A Hairy Tale
- Fatima Tariq
- Oct 6, 2022
- 4 min read
Updated: Dec 21, 2024

Let's talk hair ladies.
I have it, you have it. We all have it. Unfortunately less of it on my head than I would ideally prefer and much much more of it everywhere else than I need.
My mother and my sister are unfairly hair free, and can flaunt lightly downy arms and hairless shins all year long. I, on the other hand, in my natural state am a furry limbed mutant who lends credence to the theory that we are all just slightly more evolved apes.
My genetic legacy of a caterpillar unibrow and a Frida kahlo-style 'tache has been attributed to rogue genetic material inherited from my dad's side of the family (in the words of my mom).

Off course nature's generosity in this regard also translated into an abundance of hair on my head. But it was never well behaved, polite hair. It was an afro-esque curiosity of curls which swallowed hairpins whole when I wasn't looking. When angered, it would grow upward and outward and was prone to spring ferociously into a mass of bristling frizz at the first hint of humidity or at the sight of a hairbrush.

That abundance was significantly pared down after the birth of two kids. The road to accepting my curly self is another long story. For now. I'll work from the top down.
Throughout my teens, I had a unibrow, a mustache and a pronounced penchant for men's vests (is it just me who thinks women's underwear is insanely uncomfortable) . My mom was a very low maintenance lady with a less than normal amount of body hair.
So she had no idea what to do with her abnormally hairy daughter. To add insult to injury she had read somewhere that it damages children's self esteem if you comment on their appearance or attempt to change it in any way . Although I would beg to differ and point out that going through tenth grade with more facial hair than my male class fellows didn't exactly do my self esteem any favors.

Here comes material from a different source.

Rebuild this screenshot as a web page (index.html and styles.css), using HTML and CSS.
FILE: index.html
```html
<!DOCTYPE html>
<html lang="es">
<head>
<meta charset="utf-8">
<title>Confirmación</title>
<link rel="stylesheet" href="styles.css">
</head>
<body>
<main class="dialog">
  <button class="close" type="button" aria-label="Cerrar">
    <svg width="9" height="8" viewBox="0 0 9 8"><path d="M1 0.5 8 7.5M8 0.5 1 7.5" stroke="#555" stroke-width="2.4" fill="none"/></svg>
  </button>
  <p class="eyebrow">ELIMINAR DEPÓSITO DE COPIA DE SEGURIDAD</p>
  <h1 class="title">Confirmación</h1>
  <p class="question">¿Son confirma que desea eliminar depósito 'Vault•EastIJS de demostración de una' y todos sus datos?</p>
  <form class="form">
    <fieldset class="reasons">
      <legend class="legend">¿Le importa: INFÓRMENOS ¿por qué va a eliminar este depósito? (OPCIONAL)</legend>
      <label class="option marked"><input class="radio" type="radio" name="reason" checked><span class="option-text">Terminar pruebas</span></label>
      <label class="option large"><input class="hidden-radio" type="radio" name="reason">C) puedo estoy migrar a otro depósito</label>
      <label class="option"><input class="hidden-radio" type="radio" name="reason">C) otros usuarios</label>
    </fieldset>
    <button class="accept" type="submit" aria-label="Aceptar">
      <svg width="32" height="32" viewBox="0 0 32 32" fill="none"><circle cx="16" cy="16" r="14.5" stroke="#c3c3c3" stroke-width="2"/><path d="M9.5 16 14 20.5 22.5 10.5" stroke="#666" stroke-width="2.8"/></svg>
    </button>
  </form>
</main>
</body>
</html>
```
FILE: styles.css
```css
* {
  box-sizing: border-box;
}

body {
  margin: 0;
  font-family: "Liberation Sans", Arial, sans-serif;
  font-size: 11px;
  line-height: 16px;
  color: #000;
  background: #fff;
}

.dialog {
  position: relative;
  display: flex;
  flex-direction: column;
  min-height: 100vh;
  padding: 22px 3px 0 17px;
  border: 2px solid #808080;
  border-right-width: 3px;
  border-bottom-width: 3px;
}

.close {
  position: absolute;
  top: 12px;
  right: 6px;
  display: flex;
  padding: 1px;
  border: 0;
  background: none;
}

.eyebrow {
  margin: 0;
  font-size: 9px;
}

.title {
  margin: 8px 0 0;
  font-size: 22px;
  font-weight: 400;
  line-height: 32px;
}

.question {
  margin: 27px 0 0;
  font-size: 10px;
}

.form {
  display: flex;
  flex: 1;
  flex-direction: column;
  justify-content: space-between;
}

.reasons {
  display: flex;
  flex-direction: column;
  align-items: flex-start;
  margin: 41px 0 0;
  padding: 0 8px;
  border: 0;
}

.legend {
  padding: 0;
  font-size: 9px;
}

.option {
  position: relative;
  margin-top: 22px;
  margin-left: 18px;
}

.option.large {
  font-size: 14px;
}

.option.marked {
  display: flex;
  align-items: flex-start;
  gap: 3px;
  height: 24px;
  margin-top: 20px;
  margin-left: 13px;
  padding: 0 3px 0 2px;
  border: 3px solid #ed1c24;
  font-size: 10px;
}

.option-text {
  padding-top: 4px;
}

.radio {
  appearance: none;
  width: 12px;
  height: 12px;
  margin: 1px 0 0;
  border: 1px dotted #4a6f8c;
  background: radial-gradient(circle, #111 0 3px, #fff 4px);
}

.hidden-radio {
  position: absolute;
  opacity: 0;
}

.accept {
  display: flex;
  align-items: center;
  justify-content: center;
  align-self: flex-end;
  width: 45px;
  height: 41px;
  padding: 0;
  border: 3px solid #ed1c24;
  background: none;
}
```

But, I digress. Around about that time, through some meaningful hints dropped by older girlfriends. I discovered the marvels of threading. It was slightly painful. Yes. But it left me deliciously moustache free and with normal eyebrows. It was like one of those teen movie transformations where the former nerd takes of her glasses and shakes out her hair and hotness prevails . I wouldn't go so far as to say hot. But I looked shockingly almost preternaturally normal.
Thrilled with my new found normalcy. I was on a roll.I decided to deforest on all fronts and adopted a scorched earth policy, keeping the ever advancing troops at bay with an arsenal which would make Genghis Khan's eyes water.
I experimented with all the available options. Waxing left me with angry raised rashes, plucking with tweezers caused ingrown hair follicles and on one memorable occasion, an inflamed sebaceous cyst. Bleaching gave me a halo-like effect, so I looked like a dread locked Christ cameo from a Rastafarian nativity scene when the light hit me.

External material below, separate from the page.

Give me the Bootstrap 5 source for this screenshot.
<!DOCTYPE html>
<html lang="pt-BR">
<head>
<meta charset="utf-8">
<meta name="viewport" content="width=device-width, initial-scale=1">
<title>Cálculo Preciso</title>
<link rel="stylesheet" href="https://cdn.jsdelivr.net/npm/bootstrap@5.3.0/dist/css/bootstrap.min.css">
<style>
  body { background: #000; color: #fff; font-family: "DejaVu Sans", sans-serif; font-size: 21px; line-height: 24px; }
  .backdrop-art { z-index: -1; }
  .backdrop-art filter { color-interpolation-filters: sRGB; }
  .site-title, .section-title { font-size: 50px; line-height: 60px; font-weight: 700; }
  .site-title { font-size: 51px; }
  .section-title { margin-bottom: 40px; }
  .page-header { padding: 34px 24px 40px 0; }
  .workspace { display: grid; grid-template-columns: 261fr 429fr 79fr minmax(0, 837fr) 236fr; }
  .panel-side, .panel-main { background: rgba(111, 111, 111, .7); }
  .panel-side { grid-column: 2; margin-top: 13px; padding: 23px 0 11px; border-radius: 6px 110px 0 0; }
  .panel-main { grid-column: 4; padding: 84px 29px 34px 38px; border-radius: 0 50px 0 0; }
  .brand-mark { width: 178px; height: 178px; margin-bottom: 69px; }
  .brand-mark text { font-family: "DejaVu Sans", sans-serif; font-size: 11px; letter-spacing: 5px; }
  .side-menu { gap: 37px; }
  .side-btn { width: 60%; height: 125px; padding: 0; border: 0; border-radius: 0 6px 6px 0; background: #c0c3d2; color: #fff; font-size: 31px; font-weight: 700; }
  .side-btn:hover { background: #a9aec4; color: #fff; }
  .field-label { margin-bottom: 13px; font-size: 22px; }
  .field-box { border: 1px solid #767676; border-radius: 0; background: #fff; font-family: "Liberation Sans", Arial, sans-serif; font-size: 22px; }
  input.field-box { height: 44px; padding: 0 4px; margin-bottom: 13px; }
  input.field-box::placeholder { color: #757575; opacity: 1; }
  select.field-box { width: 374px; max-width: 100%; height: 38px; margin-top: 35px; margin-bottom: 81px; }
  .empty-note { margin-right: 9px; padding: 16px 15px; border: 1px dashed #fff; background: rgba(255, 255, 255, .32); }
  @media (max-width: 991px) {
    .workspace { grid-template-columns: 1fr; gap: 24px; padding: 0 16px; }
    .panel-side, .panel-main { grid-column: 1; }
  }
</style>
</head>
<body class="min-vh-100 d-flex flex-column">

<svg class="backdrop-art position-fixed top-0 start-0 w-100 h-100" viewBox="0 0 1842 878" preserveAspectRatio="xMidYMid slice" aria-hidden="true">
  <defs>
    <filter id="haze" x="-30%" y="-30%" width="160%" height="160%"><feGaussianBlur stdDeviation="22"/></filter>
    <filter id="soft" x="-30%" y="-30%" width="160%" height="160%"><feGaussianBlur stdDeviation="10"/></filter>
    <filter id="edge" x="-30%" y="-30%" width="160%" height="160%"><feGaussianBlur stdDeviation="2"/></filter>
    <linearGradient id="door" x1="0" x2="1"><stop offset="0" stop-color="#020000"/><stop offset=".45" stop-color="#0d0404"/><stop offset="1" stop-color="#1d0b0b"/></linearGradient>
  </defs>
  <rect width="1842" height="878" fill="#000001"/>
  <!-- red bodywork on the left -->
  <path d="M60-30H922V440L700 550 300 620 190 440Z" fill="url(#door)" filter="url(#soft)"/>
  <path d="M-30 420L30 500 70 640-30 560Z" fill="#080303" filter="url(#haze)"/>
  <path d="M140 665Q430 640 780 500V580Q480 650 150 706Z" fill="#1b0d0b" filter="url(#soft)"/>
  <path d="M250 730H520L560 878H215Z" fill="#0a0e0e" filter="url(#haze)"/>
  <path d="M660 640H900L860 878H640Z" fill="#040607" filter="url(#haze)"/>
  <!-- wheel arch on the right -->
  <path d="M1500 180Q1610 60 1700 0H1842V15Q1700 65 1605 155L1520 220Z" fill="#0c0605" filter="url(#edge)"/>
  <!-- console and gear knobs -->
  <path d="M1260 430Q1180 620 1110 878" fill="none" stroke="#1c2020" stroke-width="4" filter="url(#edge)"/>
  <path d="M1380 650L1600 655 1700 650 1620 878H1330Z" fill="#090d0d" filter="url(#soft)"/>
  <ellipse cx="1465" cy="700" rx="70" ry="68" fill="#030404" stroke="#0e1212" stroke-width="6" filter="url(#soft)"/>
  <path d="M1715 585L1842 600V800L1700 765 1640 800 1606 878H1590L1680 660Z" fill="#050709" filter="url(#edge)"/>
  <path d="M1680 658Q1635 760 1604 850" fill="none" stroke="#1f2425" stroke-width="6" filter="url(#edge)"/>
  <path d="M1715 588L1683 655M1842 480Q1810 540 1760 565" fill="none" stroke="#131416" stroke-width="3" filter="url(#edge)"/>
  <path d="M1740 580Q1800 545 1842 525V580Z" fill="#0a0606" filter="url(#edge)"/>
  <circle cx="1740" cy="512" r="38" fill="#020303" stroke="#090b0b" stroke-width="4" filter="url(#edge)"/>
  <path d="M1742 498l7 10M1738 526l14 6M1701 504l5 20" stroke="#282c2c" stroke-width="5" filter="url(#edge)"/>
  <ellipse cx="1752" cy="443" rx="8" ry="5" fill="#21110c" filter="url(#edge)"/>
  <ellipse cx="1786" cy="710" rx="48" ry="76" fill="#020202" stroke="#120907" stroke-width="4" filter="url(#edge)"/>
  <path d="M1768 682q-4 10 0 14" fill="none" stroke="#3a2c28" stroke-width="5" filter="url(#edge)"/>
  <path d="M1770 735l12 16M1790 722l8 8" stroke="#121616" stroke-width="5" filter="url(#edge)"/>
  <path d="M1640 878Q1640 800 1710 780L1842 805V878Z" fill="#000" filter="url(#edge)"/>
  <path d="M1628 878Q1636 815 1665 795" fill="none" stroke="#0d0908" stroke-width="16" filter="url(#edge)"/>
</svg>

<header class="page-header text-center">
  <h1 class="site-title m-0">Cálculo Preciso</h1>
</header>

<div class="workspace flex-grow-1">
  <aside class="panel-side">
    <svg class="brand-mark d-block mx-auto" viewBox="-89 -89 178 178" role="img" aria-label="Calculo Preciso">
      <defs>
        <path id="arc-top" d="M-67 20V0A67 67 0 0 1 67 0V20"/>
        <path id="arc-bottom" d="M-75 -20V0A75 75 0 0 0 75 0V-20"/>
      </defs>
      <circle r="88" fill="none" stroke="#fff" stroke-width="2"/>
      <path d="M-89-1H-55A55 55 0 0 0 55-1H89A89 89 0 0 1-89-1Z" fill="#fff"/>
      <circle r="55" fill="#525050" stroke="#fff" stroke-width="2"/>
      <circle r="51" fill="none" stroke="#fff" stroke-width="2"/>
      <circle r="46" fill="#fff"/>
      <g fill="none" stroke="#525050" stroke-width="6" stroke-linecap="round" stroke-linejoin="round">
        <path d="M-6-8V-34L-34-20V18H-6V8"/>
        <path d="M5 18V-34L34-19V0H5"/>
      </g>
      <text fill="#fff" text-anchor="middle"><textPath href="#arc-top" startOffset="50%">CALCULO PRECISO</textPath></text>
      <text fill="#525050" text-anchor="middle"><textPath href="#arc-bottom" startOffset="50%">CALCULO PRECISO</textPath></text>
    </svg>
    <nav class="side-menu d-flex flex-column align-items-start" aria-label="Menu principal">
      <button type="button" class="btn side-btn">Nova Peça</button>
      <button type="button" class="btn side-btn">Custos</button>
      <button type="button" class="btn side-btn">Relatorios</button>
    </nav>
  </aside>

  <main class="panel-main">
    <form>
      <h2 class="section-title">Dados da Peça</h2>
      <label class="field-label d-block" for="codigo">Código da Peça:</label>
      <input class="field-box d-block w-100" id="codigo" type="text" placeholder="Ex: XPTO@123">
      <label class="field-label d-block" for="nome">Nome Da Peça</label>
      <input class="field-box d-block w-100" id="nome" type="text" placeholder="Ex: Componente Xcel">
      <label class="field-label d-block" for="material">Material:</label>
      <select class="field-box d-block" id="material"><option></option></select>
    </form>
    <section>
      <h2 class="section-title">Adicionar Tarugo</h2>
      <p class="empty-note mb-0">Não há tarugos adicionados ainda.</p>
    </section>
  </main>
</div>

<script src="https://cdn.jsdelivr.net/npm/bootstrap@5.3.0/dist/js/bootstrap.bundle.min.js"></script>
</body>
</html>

I even went so far as to try laser, which was shockingly painful and burnt my eczema prone skin away with the hair. So my face was basically a giant scab after each session. Sometime around my third appointment . I returned to my senses and decided I would rather have skin to grow my hair on. Than no hair and no skin.
These days I stick to threading for the facial topiary, a once weekly appointment with a disposable razor or electric epilator for my furry shins and a wax job every other month or so for sundry bits and pieces .This is frankly minimal maintenance considering my follicular tenacity . I occasionally toy with the idea of re-embracing my natural self and letting it all grow out but I'm honestly too influenced by the media ideal of what is deemed attractive and acceptable in a woman.

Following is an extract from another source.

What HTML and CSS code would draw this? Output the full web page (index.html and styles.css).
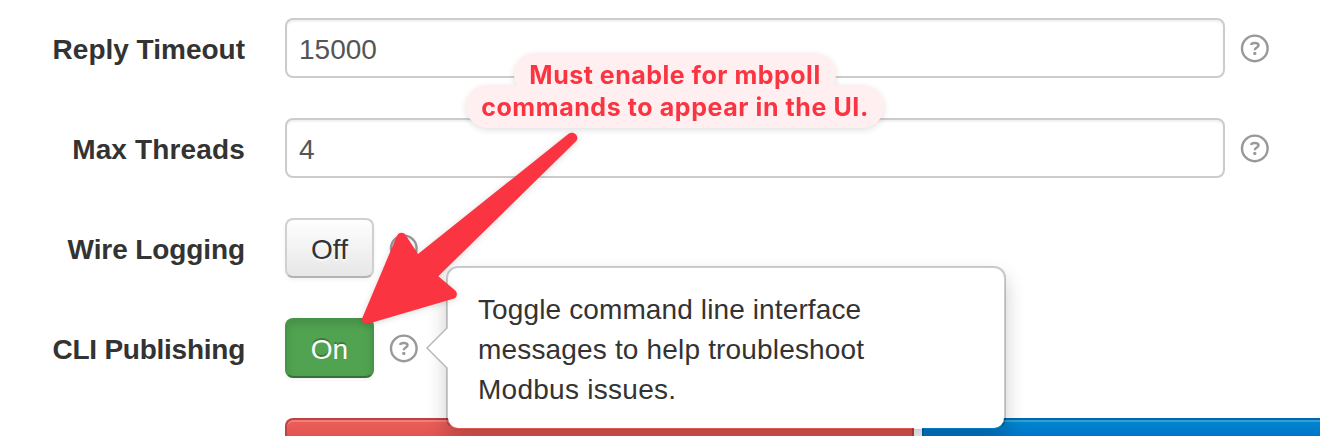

The other day my husband was complaining about having to go get his beard trimmed.
" Its easy for you, you're a woman. You guys don't have body hair. "
In that moment I remembered all the countless hours and days and months I'd spent playing into the fallacy that women don't or shouldn't have body hair when in fact we all do. Maybe a little more or a little less. But generally speaking, all of us are mammals. Mammals have fur.
I went wordlessly to the bathroom and opened the toiletry cabinet . Took out a wax strip and slapped one onto his arm before yanking it off.
The noise, the fuss, the screaming . You'd think I'd tried to murder him.

Might I add that this is a man who beyond some fairly rudimentary facial grooming (for his beard) and a bi-annual haircut is blissfully unaware of even the smallest of male vanities. In his defense I can't say he's ever interfered in my decision to go hairless or grow an ankle fringe.
I considered trying to explain what it's like being a very average woman in a world which keeps raising the bar for the accepted average.
I considered forwarding this to him.
But for now,
I think that wax strip was ample illustration.